Summary: Every ritual of the Old Testament was completely fulfilled by Christ's finished work on the cross. There was significant meaning in the bread and the wine in the Passover meal, which Jesus reinterpreted with his new covenant.

One of the great and exciting challenges we have as Christian readers of the Old Testament, is to find Jesus in every book of the Bible. All of the festivals and rituals prescribed in the Old Testament point directly to, and are completely fulfilled by the finished work of Christ on the cross.

One example we can take is the Passover, which commemorates the big salvation event of the Old Testament. The nation of Israel had been under Egyptian oppression and slavery for 400 years, God delivered ten plagues or judgements on Pharaoh and his people. The last of which was to be the death of the first-born sons. In preparation of this, God told the people to take a lamb for each household, slaughter it at twilight, take some of the blood, and put it on the tops and sides of their doorposts. In this way, when the Lord came to strike the firstborn of Egypt, he would see the blood, and pass over the house and spare the firstborn son of that household.

We know that the result was the exodus of the nation of Israel from Egypt, and therefore they were saved from oppression and slavery. And following this, the Lord commanded them to commemorate this event once a year with the Passover meal. In the Passover meal, the bread had a particular significance. When the Hebrew women made their household bread, they took a piece of fermented dough they saved from a previous day and mixed it into their fresh flour. With time, the yeast would overtake the dough and she could then make her family’s daily bread. (After saving a piece for future baking, of course.) When God delivered the children of Israel out of Egyptian bondage, there wasn’t time to bake bread or hassle with yeast. They ate their bread unleavened.

Eating unleavened bread became a reminder of the time when God delivered the children of Israel out of bondage.

The salvation event that we look back to is the crucifixion of Jesus, and this holds significant meaning for all who have let him into their lives, and take up their cross and follow him. We continue to participate in his death and in the new covenant because we participate in his life.
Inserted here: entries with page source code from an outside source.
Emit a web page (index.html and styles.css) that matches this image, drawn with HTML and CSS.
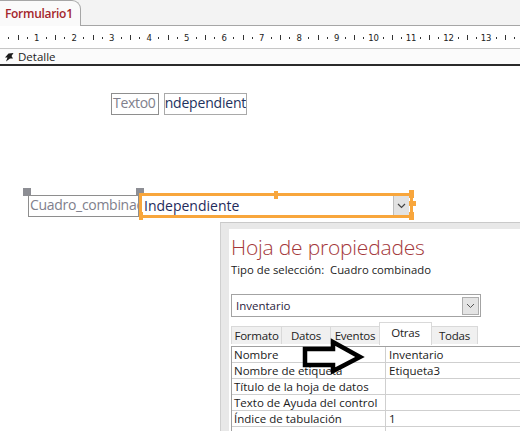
FILE: index.html
```html
<!DOCTYPE html>
<html lang="es">
<head>
    <meta charset="UTF-8">
    <title>Formulario1</title>
    <link rel="stylesheet" href="styles.css">
</head>
<body>
    <div class="doc-tabs">
        <div class="doc-tab">Formulario1</div>
    </div>

    <div class="ruler">
        <div class="ru-unit"><span class="dot"></span><span class="bar"></span><span class="dot"></span><span class="num">1</span></div>
        <div class="ru-unit"><span class="dot"></span><span class="bar"></span><span class="dot"></span><span class="num">2</span></div>
        <div class="ru-unit"><span class="dot"></span><span class="bar"></span><span class="dot"></span><span class="num">3</span></div>
        <div class="ru-unit"><span class="dot"></span><span class="bar"></span><span class="dot"></span><span class="num">4</span></div>
        <div class="ru-unit"><span class="dot"></span><span class="bar"></span><span class="dot"></span><span class="num">5</span></div>
        <div class="ru-unit"><span class="dot"></span><span class="bar"></span><span class="dot"></span><span class="num">6</span></div>
        <div class="ru-unit"><span class="dot"></span><span class="bar"></span><span class="dot"></span><span class="num">7</span></div>
        <div class="ru-unit"><span class="dot"></span><span class="bar"></span><span class="dot"></span><span class="num">8</span></div>
        <div class="ru-unit"><span class="dot"></span><span class="bar"></span><span class="dot"></span><span class="num">9</span></div>
        <div class="ru-unit"><span class="dot"></span><span class="bar"></span><span class="dot"></span><span class="num">10</span></div>
        <div class="ru-unit"><span class="dot"></span><span class="bar"></span><span class="dot"></span><span class="num">11</span></div>
        <div class="ru-unit"><span class="dot"></span><span class="bar"></span><span class="dot"></span><span class="num">12</span></div>
        <div class="ru-unit"><span class="dot"></span><span class="bar"></span><span class="dot"></span><span class="num">13</span></div>
        <div class="ru-unit"><span class="dot"></span><span class="bar"></span><span class="dot"></span><span class="num"></span></div>
    </div>

    <div class="section-bar">
        <svg class="section-icon" width="10" height="10" viewBox="0 0 10 10">
            <path d="M9.5 1 L4.5 1.5 L1 5.5 L3.5 5.5 L2 9.5 L6 6.5 L9 6.5 L7.5 4 Z" fill="#1a1a1a"/>
        </svg>
        <span>Detalle</span>
    </div>

    <!-- superficie de diseño -->
    <div class="canvas">
        <div class="ctl label-ctl texto0">Texto0</div>
        <div class="ctl text-ctl textbox0"><span class="cut">Independiente</span></div>

        <span class="handle gray h-l1"></span>
        <span class="handle gray h-l2"></span>
        <div class="ctl label-ctl combo-label">Cuadro_combinado</div>

        <div class="combo">
            <span class="combo-text">Independiente</span>
            <span class="combo-btn">
                <svg width="9" height="6" viewBox="0 0 9 6"><path d="M1 1 L4.5 4.5 L8 1" fill="none" stroke="#444" stroke-width="1.2"/></svg>
            </span>
        </div>
        <span class="handle orange o-top"></span>
        <span class="handle orange o-bl"></span>
        <span class="handle orange o-tr"></span>
        <span class="handle orange o-mr"></span>
        <span class="handle orange o-br"></span>

        <!-- hoja de propiedades flotante -->
        <div class="prop-sheet">
            <div class="prop-inner">
                <h2 class="prop-title">Hoja de propiedades</h2>
                <div class="prop-sel">Tipo de selección:&nbsp; Cuadro combinado</div>

                <div class="prop-select">
                    <span>Inventario</span>
                    <span class="select-btn">
                        <svg width="9" height="6" viewBox="0 0 9 6"><path d="M1 1 L4.5 4.5 L8 1" fill="none" stroke="#555" stroke-width="1"/></svg>
                    </span>
                </div>

                <div class="prop-tabs">
                    <span class="ptab">Formato</span>
                    <span class="ptab">Datos</span>
                    <span class="ptab">Eventos</span>
                    <span class="ptab active">Otras</span>
                    <span class="ptab">Todas</span>
                </div>

                <div class="prop-grid">
                    <div class="prow"><span class="pname">Nombre</span><span class="pval">Inventario</span></div>
                    <div class="prow"><span class="pname">Nombre de etiqueta</span><span class="pval">Etiqueta3</span></div>
                    <div class="prow"><span class="pname">Título de la hoja de datos</span><span class="pval"></span></div>
                    <div class="prow"><span class="pname">Texto de Ayuda del control</span><span class="pval"></span></div>
                    <div class="prow"><span class="pname">Índice de tabulación</span><span class="pval">1</span></div>
                    <div class="prow"><span class="pname">Punto de tabulación</span><span class="pval">Sí</span></div>
                </div>
            </div>
        </div>

        <svg class="callout-arrow" width="70" height="42" viewBox="0 0 70 42">
            <path d="M5 12 L33 12 L33 5 L60 20 L33 34 L33 28 L5 28 Z" fill="#fff" stroke="#000" stroke-width="4.5" stroke-linejoin="miter"/>
        </svg>
    </div>
</body>
</html>
```

FILE: styles.css
```css
* {
    margin: 0;
    padding: 0;
    box-sizing: border-box;
}

body {
    width: 520px;
    height: 431px;
    overflow: hidden;
    background: #fff;
    font-family: "Open Sans", "Noto Sans", sans-serif;
    color: #222;
}

/* pestañas de documento */
.doc-tabs {
    height: 26px;
    background: #f3f3f3;
    border-bottom: 1px solid #a6a6a6;
    display: flex;
    align-items: flex-end;
}

.doc-tab {
    width: 81px;
    height: 26px;
    margin-bottom: -1px;
    background: #fafafa;
    border: 1px solid #a6a6a6;
    border-left: none;
    border-bottom: none;
    border-top-right-radius: 9px;
    padding: 4px 0 0 5px;
    font-size: 12px;
    font-weight: 600;
    color: #a4262c;
    letter-spacing: -0.3px;
}

/* regla */
.ruler {
    height: 22px;
    background: #fff;
    border-bottom: 1px solid #c6c6c6;
    display: flex;
    align-items: center;
    padding-left: 4px;
    margin-top: 1px;
}

.ru-unit {
    flex: 0 0 37.5px;
    display: flex;
    align-items: center;
}

.ru-unit span {
    flex: 1;
    display: flex;
    justify-content: center;
    align-items: center;
}

.ru-unit .dot::before {
    content: "";
    width: 1px;
    height: 2px;
    background: #333;
}

.ru-unit .bar::before {
    content: "";
    width: 1px;
    height: 5px;
    background: #333;
}

.ru-unit .num {
    font-family: "DejaVu Sans", sans-serif;
    font-size: 8.5px;
    color: #222;
    white-space: nowrap;
}

/* barra de sección */
.section-bar {
    height: 17px;
    background: #fbfbfb;
    border-bottom: 2px solid #2a2a2a;
    display: flex;
    align-items: center;
    gap: 4px;
    padding-left: 4px;
    font-size: 11.5px;
    color: #222;
}

/* superficie */
.canvas {
    position: relative;
    height: 366px;
    background: #fff;
}

.ctl {
    position: absolute;
    height: 22px;
    font-size: 14px;
    line-height: 18px;
    white-space: nowrap;
    overflow: hidden;
}

.label-ctl {
    border: 1px solid #8e8e8e;
    color: #80808c;
    padding-left: 1px;
}

.text-ctl {
    border: 1px solid #a9a9a9;
    color: #22325e;
}

.texto0 {
    left: 111px;
    top: 27px;
    width: 48px;
    letter-spacing: -0.3px;
}

.textbox0 {
    left: 164px;
    top: 27px;
    width: 83px;
    letter-spacing: -0.2px;
}

.textbox0 .cut {
    display: inline-block;
    margin-left: -4px;
}

.combo-label {
    left: 28px;
    top: 129px;
    width: 111px;
    letter-spacing: -0.3px;
}

.combo {
    position: absolute;
    left: 139px;
    top: 127px;
    width: 274px;
    height: 25px;
    border: 3px solid #f8a63c;
    display: flex;
    align-items: center;
    justify-content: space-between;
    padding-left: 2px;
}

.combo-text {
    font-size: 14px;
    color: #1f2b5c;
}

.combo-btn {
    width: 16px;
    height: 19px;
    margin-right: 1px;
    background: #e2e2e2;
    border-left: 1px solid #bdbdbd;
    display: flex;
    align-items: center;
    justify-content: center;
}

.handle {
    position: absolute;
}

.handle.gray {
    width: 8px;
    height: 8px;
    background: #8d8e94;
}

.h-l1 { left: 23px; top: 122px; }
.h-l2 { left: 136px; top: 122px; }

.handle.orange {
    background: #f8a63c;
}

.o-top { left: 274px; top: 125px; width: 4px; height: 8px; }
.o-bl { left: 139px; top: 146px; width: 4px; height: 8px; }
.o-tr { left: 409px; top: 124px; width: 5px; height: 8px; }
.o-mr { left: 409px; top: 135px; width: 7px; height: 5px; }
.o-br { left: 409px; top: 146px; width: 5px; height: 8px; }

/* hoja de propiedades */
.prop-sheet {
    position: absolute;
    left: 220px;
    top: 156px;
    width: 320px;
    height: 230px;
    background: #e8e8e8;
    border-top: 1px solid #c9c9c9;
    border-left: 1px solid #cfcfcf;
    padding: 6px 0 0 8px;
}

.prop-inner {
    background: #fff;
    height: 100%;
    padding: 4px 0 0 2px;
}

.prop-title {
    font-size: 21px;
    font-weight: 300;
    color: #a4373a;
    line-height: 28px;
    letter-spacing: -0.2px;
}

.prop-sel {
    font-size: 11.3px;
    color: #222;
    margin-top: 1px;
}

.prop-select {
    margin-top: 17px;
    width: 250px;
    height: 23px;
    border: 1px solid #a3a3a3;
    display: flex;
    align-items: center;
    justify-content: space-between;
    padding-left: 4px;
    font-size: 11.5px;
    color: #2a1d40;
}

.select-btn {
    width: 17px;
    height: 18px;
    margin-right: 1px;
    background: #e4e4e4;
    border: 1px solid #adadad;
    display: flex;
    align-items: center;
    justify-content: center;
}

.prop-tabs {
    margin-top: 5px;
    height: 22px;
    display: flex;
    align-items: flex-end;
}

.ptab {
    height: 18px;
    background: #f0f0f0;
    border: 1px solid #d9d9d9;
    border-bottom: none;
    margin-right: -1px;
    font-size: 11.5px;
    line-height: 17px;
    letter-spacing: -0.2px;
    color: #222;
    text-align: center;
    white-space: nowrap;
}

.ptab:nth-child(1) { width: 51px; }
.ptab:nth-child(2) { width: 50px; }
.ptab:nth-child(3) { width: 50px; }
.ptab:nth-child(5) { width: 47px; }

.ptab.active {
    width: 53px;
    height: 23px;
    margin-bottom: -1px;
    background: #fff;
    line-height: 19px;
    position: relative;
}

.prop-grid {
    margin-top: 2px;
    border-top: 1px solid #a0a0a0;
    border-left: 1px solid #a0a0a0;
}

.prow {
    display: flex;
    height: 16px;
    border-bottom: 1px solid #cfcfcf;
    font-size: 11.5px;
    line-height: 16px;
    color: #1a1a1a;
}

.pname {
    width: 154px;
    padding-left: 2px;
    border-right: 1px solid #cfcfcf;
    white-space: nowrap;
}

.pval {
    padding-left: 3px;
}

.callout-arrow {
    position: absolute;
    left: 300px;
    top: 271px;
}
```
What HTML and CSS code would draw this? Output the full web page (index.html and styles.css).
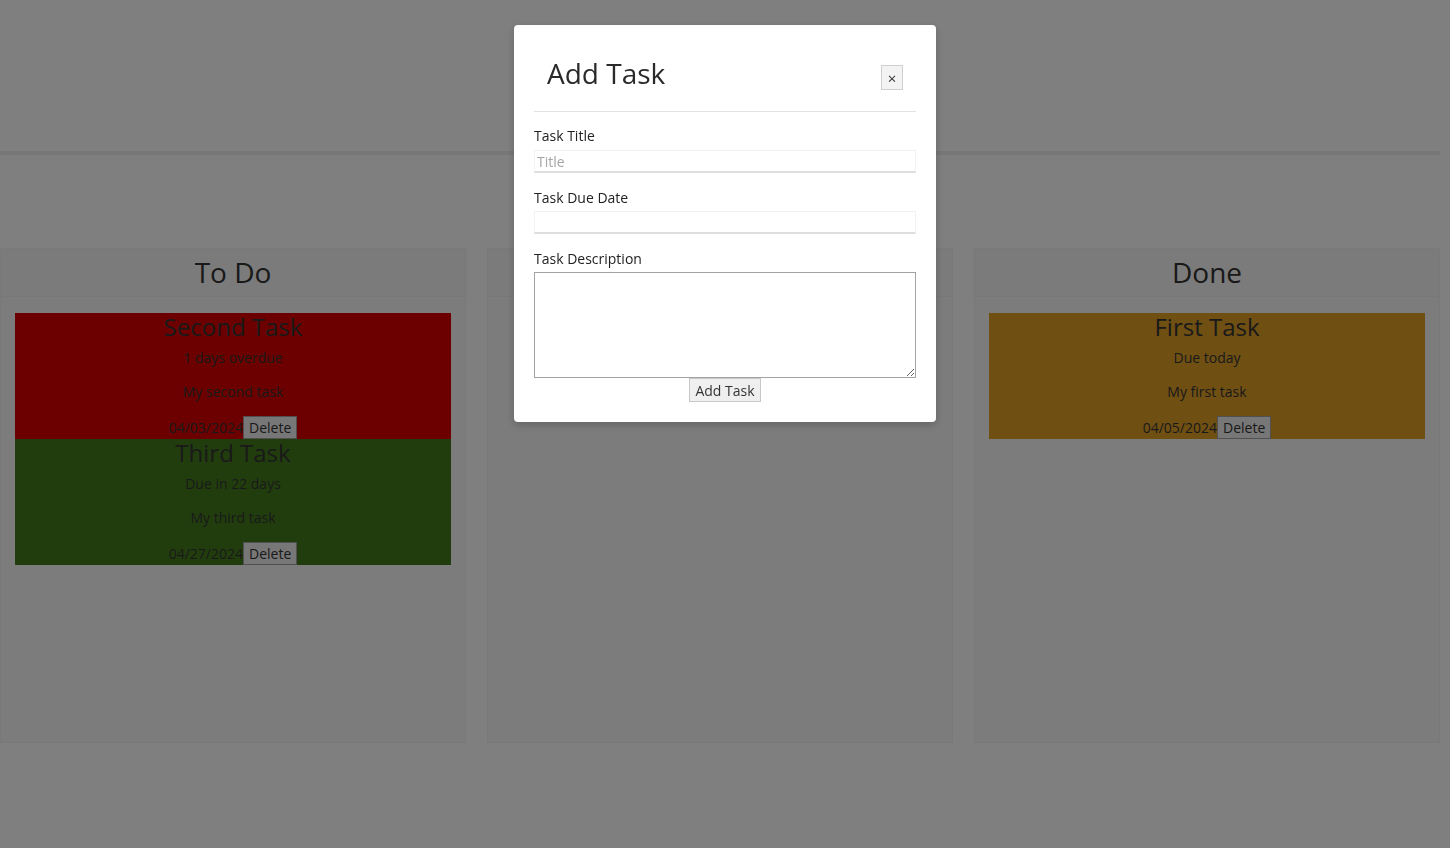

Paul wrote, “Is not the cup of thanksgiving for which we give thanks a participation in the blood of Christ? And is not the bread that we break a participation in the body of Christ?”. In Communion, we show that we share in Jesus Christ. We commune with him. We are united in him.

The New Testament speaks of our sharing with Jesus in several ways. We share in his crucifixion, death, resurrection and life. Our lives are in him, and he is in us. Communion pictures this spiritual reality.

Jesus’ last supper with his disciples was at Passover. When Jesus handed the cup to the disciples, at the first Communion, they naturally would have thought of the blood of the lamb smeared on the doorpost of their ancestors’ homes in Egypt. As the disciples drank the wine, they remembered the blood covenant.

And as they ate the bread, they would have been reminded of their ancestor’s delivery from the bondage of Egypt.

But Jesus reinterpreted the wine to symbolize a new covenant. Jesus reinterpreted the bread as his body broken for them.

1 Peter 2:24 tells us that he himself bore our sins, in his body on the cross, so that we might die to sins and live for righteousness. By his wounds we are healed.

And in 1 Peter 1:18-18, we read, “knowing that you were not redeemed with perishable things like silver or gold from your futile way of life inherited from your forefathers, but with precious blood, as of a lamb unblemished and spotless, the blood of Christ."

Today, we celebrate Communion with Christ. We celebrate our unity with him.

As we partake of the ceremony, we celebrate our eternal salvation.